Continental Disc Corporation brings a portfolio of products that Baker Hughes described as complementary to its current offerings. The company indicated that CDC’s solutions are well-established in the pressure management sector.
Baker Hughes, which operates in over 120 countries, provides technology solutions to energy and industrial customers globally. The transaction represents a strategic expansion of the company’s product capabilities in specialized flow control applications.
The acquisition was finalized at the previously announced purchase price of $540 million, paid entirely in cash.
In other recent news, Baker Hughes has announced its acquisition of Chart Industries for $13.6 billion, a move that has drawn varied reactions from analysts. Piper Sandler reiterated an Overweight rating for the company, setting a price target of $50, while BMO Capital increased its price target to $53, maintaining an Outperform rating. UBS also raised its price target to $46, viewing the acquisition as aligning with Baker Hughes’ strategic goals. However, Seaport Global Securities downgraded Baker Hughes from Buy to Neutral following the acquisition announcement.

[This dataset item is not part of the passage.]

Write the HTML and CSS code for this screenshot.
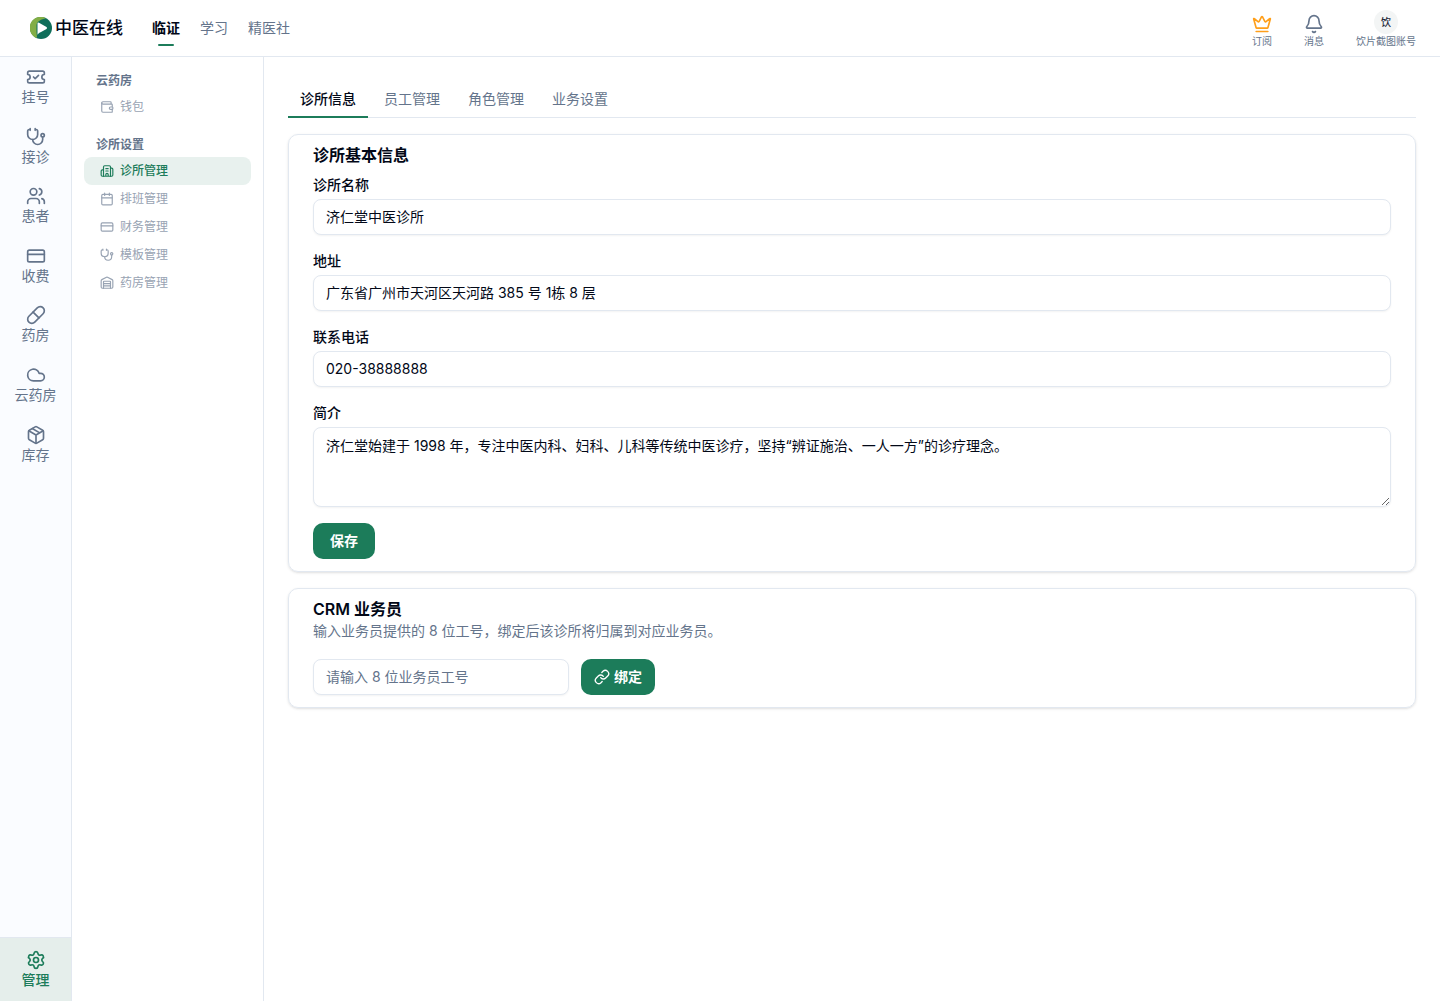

Stifel has raised its price target for Baker Hughes to $50, maintaining a Buy rating, citing strong quarterly results and a positive outlook. The acquisition of Chart Industries is expected to expand and complement Baker Hughes’ Industrial Energy & Technology segment, according to BMO Capital. UBS sees the deal positively as it supports a shift towards higher-margin, life-cycle-based revenues. These developments highlight the mixed analyst sentiment surrounding Baker Hughes’ strategic moves and financial performance.